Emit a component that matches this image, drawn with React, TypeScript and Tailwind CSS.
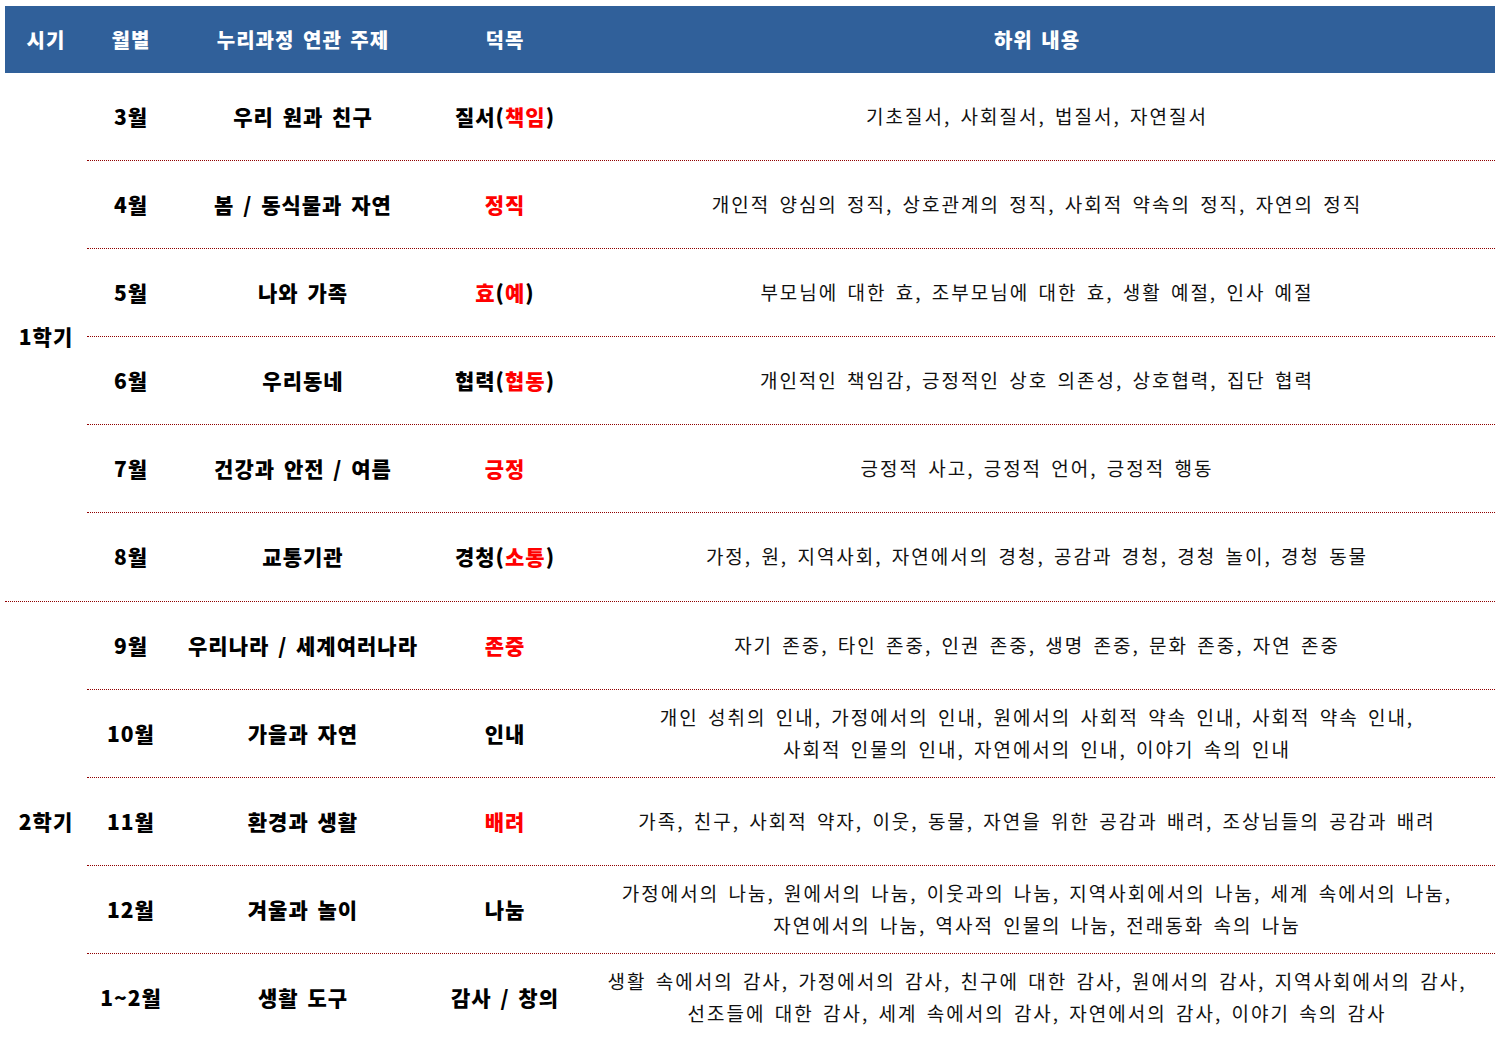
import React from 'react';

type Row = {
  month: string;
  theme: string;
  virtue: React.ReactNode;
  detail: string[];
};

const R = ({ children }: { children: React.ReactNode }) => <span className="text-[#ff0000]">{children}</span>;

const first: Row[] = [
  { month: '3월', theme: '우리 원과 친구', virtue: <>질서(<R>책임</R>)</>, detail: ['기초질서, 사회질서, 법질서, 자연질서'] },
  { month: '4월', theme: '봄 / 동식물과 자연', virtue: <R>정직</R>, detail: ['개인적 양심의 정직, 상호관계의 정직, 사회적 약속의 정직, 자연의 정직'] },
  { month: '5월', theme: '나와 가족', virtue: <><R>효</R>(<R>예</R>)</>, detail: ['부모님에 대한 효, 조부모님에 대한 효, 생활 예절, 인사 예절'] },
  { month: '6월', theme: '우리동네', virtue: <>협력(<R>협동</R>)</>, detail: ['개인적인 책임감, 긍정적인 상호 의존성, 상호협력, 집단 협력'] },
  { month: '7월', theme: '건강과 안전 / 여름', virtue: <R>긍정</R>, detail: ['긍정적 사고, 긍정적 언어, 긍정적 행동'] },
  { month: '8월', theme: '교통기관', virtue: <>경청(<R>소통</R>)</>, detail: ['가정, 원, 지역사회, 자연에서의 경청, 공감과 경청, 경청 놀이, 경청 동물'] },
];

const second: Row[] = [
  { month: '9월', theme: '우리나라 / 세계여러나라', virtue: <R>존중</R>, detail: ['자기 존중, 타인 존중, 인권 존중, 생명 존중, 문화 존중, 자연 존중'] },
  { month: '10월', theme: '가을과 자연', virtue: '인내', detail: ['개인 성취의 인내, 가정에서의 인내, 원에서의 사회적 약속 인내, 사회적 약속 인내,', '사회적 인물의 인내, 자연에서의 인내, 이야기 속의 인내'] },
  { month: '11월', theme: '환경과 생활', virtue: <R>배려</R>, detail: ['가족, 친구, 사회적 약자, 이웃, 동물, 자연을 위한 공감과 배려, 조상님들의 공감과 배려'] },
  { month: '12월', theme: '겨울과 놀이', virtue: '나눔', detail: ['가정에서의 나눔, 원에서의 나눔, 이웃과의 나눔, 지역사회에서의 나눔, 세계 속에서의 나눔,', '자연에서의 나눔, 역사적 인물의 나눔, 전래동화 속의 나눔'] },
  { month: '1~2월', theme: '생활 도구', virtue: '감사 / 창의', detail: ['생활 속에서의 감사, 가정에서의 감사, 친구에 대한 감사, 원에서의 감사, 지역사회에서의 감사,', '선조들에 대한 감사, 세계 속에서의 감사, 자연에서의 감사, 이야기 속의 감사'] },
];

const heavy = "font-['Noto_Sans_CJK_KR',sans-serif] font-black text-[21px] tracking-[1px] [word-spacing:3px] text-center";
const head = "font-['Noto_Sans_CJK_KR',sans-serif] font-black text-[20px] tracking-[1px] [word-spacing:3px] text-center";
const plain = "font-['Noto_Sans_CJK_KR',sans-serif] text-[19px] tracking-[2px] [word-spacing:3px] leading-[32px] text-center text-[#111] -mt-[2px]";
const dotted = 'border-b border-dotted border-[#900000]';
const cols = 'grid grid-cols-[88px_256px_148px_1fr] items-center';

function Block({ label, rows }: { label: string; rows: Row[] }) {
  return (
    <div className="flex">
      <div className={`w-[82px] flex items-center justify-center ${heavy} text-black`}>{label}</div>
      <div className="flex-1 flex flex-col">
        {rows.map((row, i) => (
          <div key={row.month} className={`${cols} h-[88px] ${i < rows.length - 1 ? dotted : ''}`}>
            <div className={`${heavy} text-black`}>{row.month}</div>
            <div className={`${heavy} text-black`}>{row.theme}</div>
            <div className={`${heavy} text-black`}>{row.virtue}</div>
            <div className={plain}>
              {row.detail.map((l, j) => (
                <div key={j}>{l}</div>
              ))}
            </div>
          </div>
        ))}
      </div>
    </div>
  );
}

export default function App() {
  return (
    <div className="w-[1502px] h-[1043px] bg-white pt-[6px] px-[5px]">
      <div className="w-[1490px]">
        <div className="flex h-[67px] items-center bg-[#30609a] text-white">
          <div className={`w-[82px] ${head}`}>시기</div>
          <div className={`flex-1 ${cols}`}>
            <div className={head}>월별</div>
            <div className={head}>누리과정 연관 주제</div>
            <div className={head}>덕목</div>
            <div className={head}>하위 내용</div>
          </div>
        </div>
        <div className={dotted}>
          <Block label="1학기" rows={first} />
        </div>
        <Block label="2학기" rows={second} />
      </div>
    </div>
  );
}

**EXERCISE GOAL**
Transcribe the full listing above exactly as it stands, minus the pictures.

**ANSWER TO THE EXERCISE**
Emit a component that matches this image, drawn with React, TypeScript and Tailwind CSS.
import React from 'react';

type Row = {
  month: string;
  theme: string;
  virtue: React.ReactNode;
  detail: string[];
};

const R = ({ children }: { children: React.ReactNode }) => <span className="text-[#ff0000]">{children}</span>;

const first: Row[] = [
  { month: '3월', theme: '우리 원과 친구', virtue: <>질서(<R>책임</R>)</>, detail: ['기초질서, 사회질서, 법질서, 자연질서'] },
  { month: '4월', theme: '봄 / 동식물과 자연', virtue: <R>정직</R>, detail: ['개인적 양심의 정직, 상호관계의 정직, 사회적 약속의 정직, 자연의 정직'] },
  { month: '5월', theme: '나와 가족', virtue: <><R>효</R>(<R>예</R>)</>, detail: ['부모님에 대한 효, 조부모님에 대한 효, 생활 예절, 인사 예절'] },
  { month: '6월', theme: '우리동네', virtue: <>협력(<R>협동</R>)</>, detail: ['개인적인 책임감, 긍정적인 상호 의존성, 상호협력, 집단 협력'] },
  { month: '7월', theme: '건강과 안전 / 여름', virtue: <R>긍정</R>, detail: ['긍정적 사고, 긍정적 언어, 긍정적 행동'] },
  { month: '8월', theme: '교통기관', virtue: <>경청(<R>소통</R>)</>, detail: ['가정, 원, 지역사회, 자연에서의 경청, 공감과 경청, 경청 놀이, 경청 동물'] },
];

const second: Row[] = [
  { month: '9월', theme: '우리나라 / 세계여러나라', virtue: <R>존중</R>, detail: ['자기 존중, 타인 존중, 인권 존중, 생명 존중, 문화 존중, 자연 존중'] },
  { month: '10월', theme: '가을과 자연', virtue: '인내', detail: ['개인 성취의 인내, 가정에서의 인내, 원에서의 사회적 약속 인내, 사회적 약속 인내,', '사회적 인물의 인내, 자연에서의 인내, 이야기 속의 인내'] },
  { month: '11월', theme: '환경과 생활', virtue: <R>배려</R>, detail: ['가족, 친구, 사회적 약자, 이웃, 동물, 자연을 위한 공감과 배려, 조상님들의 공감과 배려'] },
  { month: '12월', theme: '겨울과 놀이', virtue: '나눔', detail: ['가정에서의 나눔, 원에서의 나눔, 이웃과의 나눔, 지역사회에서의 나눔, 세계 속에서의 나눔,', '자연에서의 나눔, 역사적 인물의 나눔, 전래동화 속의 나눔'] },
  { month: '1~2월', theme: '생활 도구', virtue: '감사 / 창의', detail: ['생활 속에서의 감사, 가정에서의 감사, 친구에 대한 감사, 원에서의 감사, 지역사회에서의 감사,', '선조들에 대한 감사, 세계 속에서의 감사, 자연에서의 감사, 이야기 속의 감사'] },
];

const heavy = "font-['Noto_Sans_CJK_KR',sans-serif] font-black text-[21px] tracking-[1px] [word-spacing:3px] text-center";
const head = "font-['Noto_Sans_CJK_KR',sans-serif] font-black text-[20px] tracking-[1px] [word-spacing:3px] text-center";
const plain = "font-['Noto_Sans_CJK_KR',sans-serif] text-[19px] tracking-[2px] [word-spacing:3px] leading-[32px] text-center text-[#111] -mt-[2px]";
const dotted = 'border-b border-dotted border-[#900000]';
const cols = 'grid grid-cols-[88px_256px_148px_1fr] items-center';

function Block({ label, rows }: { label: string; rows: Row[] }) {
  return (
    <div className="flex">
      <div className={`w-[82px] flex items-center justify-center ${heavy} text-black`}>{label}</div>
      <div className="flex-1 flex flex-col">
        {rows.map((row, i) => (
          <div key={row.month} className={`${cols} h-[88px] ${i < rows.length - 1 ? dotted : ''}`}>
            <div className={`${heavy} text-black`}>{row.month}</div>
            <div className={`${heavy} text-black`}>{row.theme}</div>
            <div className={`${heavy} text-black`}>{row.virtue}</div>
            <div className={plain}>
              {row.detail.map((l, j) => (
                <div key={j}>{l}</div>
              ))}
            </div>
          </div>
        ))}
      </div>
    </div>
  );
}

export default function App() {
  return (
    <div className="w-[1502px] h-[1043px] bg-white pt-[6px] px-[5px]">
      <div className="w-[1490px]">
        <div className="flex h-[67px] items-center bg-[#30609a] text-white">
          <div className={`w-[82px] ${head}`}>시기</div>
          <div className={`flex-1 ${cols}`}>
            <div className={head}>월별</div>
            <div className={head}>누리과정 연관 주제</div>
            <div className={head}>덕목</div>
            <div className={head}>하위 내용</div>
          </div>
        </div>
        <div className={dotted}>
          <Block label="1학기" rows={first} />
        </div>
        <Block label="2학기" rows={second} />
      </div>
    </div>
  );
}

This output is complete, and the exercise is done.